定年後、夫婦で毎月約30万円の年金を受け取り充実した老後を送っていた安達夫婦(仮名)。しかし夫の死後、孤独感と予想外に少ない「遺族年金額」に驚いた妻は、SNSにのめり込むようになります……。衝撃の理由で「老後破産危機」に陥った妻に、FPはどのような助言を行ったのでしょうか。ファイナンシャルプランナーの辻本剛士氏が、事例をもとに解説します。
母さん、やめてくれ!…年金「月30万円」で平穏な老後となるはずが、夫の急死で受け取る〈遺族年金額〉に衝撃。憔悴の66歳女性がとった“起死回生の策”に、40歳息子の悲痛な叫び【FPの助言】
FPが試算して明らかになった、美帆さんの「老後破産危機」
息子と美帆さんから一連の話を聞いたFPはまず、美帆さんの毎月の生活費を洗い出し、現状を把握することにしました。
すると、現在の美帆さんの生活費は、月20万円かかっていることがわかりました。内訳は以下のとおりです。
<生活費内訳>
・住居費:3万円
・食費:7万円
・水道光熱費:2万円
・通信費:1万5,000円
・交際費:3万円
・その他:3万5,000円
■合計……20万円
年金収入は15万4,000円ですから、毎月4万6,000円の赤字となっています。
FPは、「この状態が続けば、あと15年で美帆さんは破産してしまいますよ」と話しました。とはいえ、美帆さんの年齢や体力面を考慮すると、これから労働収入を得ることは難しそうです。
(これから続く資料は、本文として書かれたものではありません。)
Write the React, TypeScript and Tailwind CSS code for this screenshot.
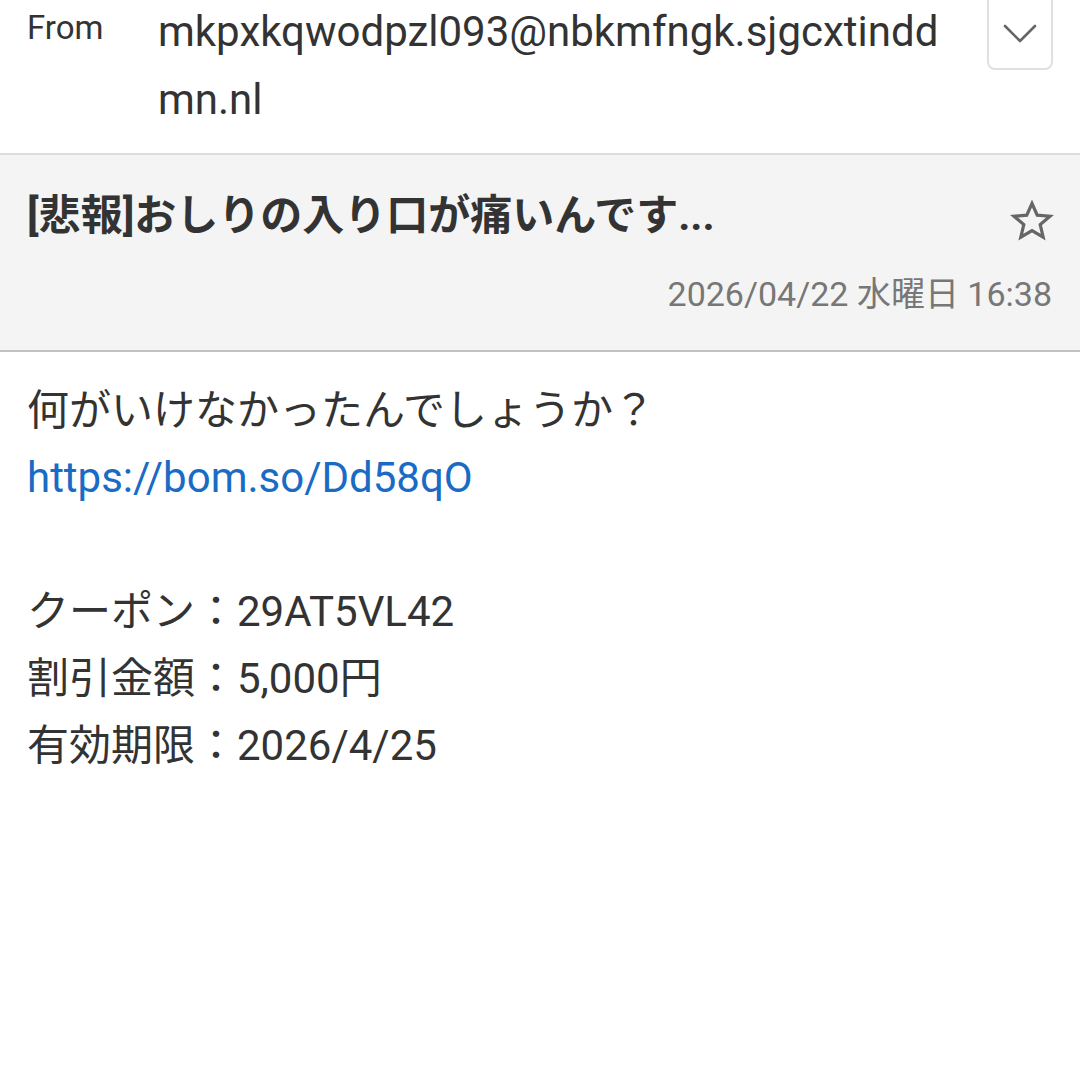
import React from "react";

const font = { fontFamily: 'Roboto, "Noto Sans CJK JP", sans-serif' };

export default function App() {
  return (
    <div className="w-[1080px] h-[1080px] bg-white text-[#333333] overflow-hidden" style={font}>
      {/* From row */}
      <div className="flex h-[153px] pl-[27px] border-b-2 border-[#dcdcdc] box-content">
        <div className="w-[131px] text-[33px] leading-[56px] text-[#333]">From</div>
        <div className="w-[805px] text-[42px] leading-[68px] break-all -mt-[2px]">
          mkpxkqwodpzl093@nbkmfngk.sjgcxtinddmn.nl
        </div>
        <div className="ml-[24px] -mt-[10px] w-[66px] h-[80px] rounded-[8px] border-2 border-[#e0e0e0] flex items-end justify-center pb-[24px]">
          <svg width="34" height="20" viewBox="0 0 34 20" fill="none">
            <path d="M2 2 L17 17 L32 2" stroke="#666" strokeWidth="2.6" strokeLinecap="round" strokeLinejoin="round" />
          </svg>
        </div>
      </div>
      {/* Subject */}
      <div className="h-[195px] bg-[#f4f4f4] border-b-2 border-[#c2c2c2] box-content flex flex-col">
        <div className="flex items-center pl-[27px] pr-[24px] pt-[32px]">
          <div className="flex-1 text-[42px] font-bold leading-[56px]">[悲報]おしりの入り口が痛いんです...</div>
          <svg width="48" height="48" viewBox="0 0 24 24" className="mt-[10px]">
            <path
              d="M12 3.2 L14.6 9.1 L21 9.6 L16.1 13.8 L17.6 20.1 L12 16.8 L6.4 20.1 L7.9 13.8 L3 9.6 L9.4 9.1 Z"
              fill="none"
              stroke="#666"
              strokeWidth="1.6"
              strokeLinejoin="miter"
            />
          </svg>
        </div>
        <div className="text-right pr-[28px] text-[34px] leading-[44px] text-[#777] mt-[27px]">
          2026/04/22 水曜日 16:38
        </div>
      </div>
      {/* Body */}
      <div className="pl-[27px] pt-[25px] text-[42px] leading-[67px]">
        <div>何がいけなかったんでしょうか？</div>
        <div className="text-[#1a6bc4]">https://bom.so/Dd58qO</div>
        <div>&nbsp;</div>
        <div>クーポン：29AT5VL42</div>
        <div>割引金額：5,000円</div>
        <div>有効期限：2026/4/25</div>
      </div>
    </div>
  );
}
そこでFPは、美帆さんが支出を減らせるよう、「生活費のスリム化」を提案しました。通信費や食費など、1つずつ支出を減らせるか見直していきます。
すると、月の生活費を2万円削減する見通しがつきました。このペースであれば、資金の枯渇は、15年後から26年後に延ばすことができます。
「家に閉じこもるより、外へ出て人と接したい」とアルバイトを開始
こうして、息子とFPの力を借りながら、改めて生活を立て直すことにした美帆さん。
夫を失ったうえに、さらに投資詐欺に遭って、どん底状態の美帆さんは、孤独と不安で夜も眠れない日々を過ごしていましたが、時間の経過とともに、少しずつ心の安定を取り戻し、前向きな気持ちが芽生えてきました。
やがて、「ずっと家に閉じこもるよりも、外に出て人と接したい」と考えた美帆さんは、ファーストフード店でシニア人材として働くことにしました。
初めのうちは緊張と不安がありましたが、若い世代から同年代まで、さまざまなバックグラウンドを持つスタッフとともに働くことで、美帆さんはしだいに生き生きと元気を取り戻していきました。月に2万円の労働収入を得ることで、生活にもよりゆとりが持てるようになりました。
仕事を通じて自信と生きがいを感じるようになり、美帆さんには笑顔が戻りました。美帆さんはいまも、孤独に苛まれることなく、前向きで充実した日々を過ごしているそうです。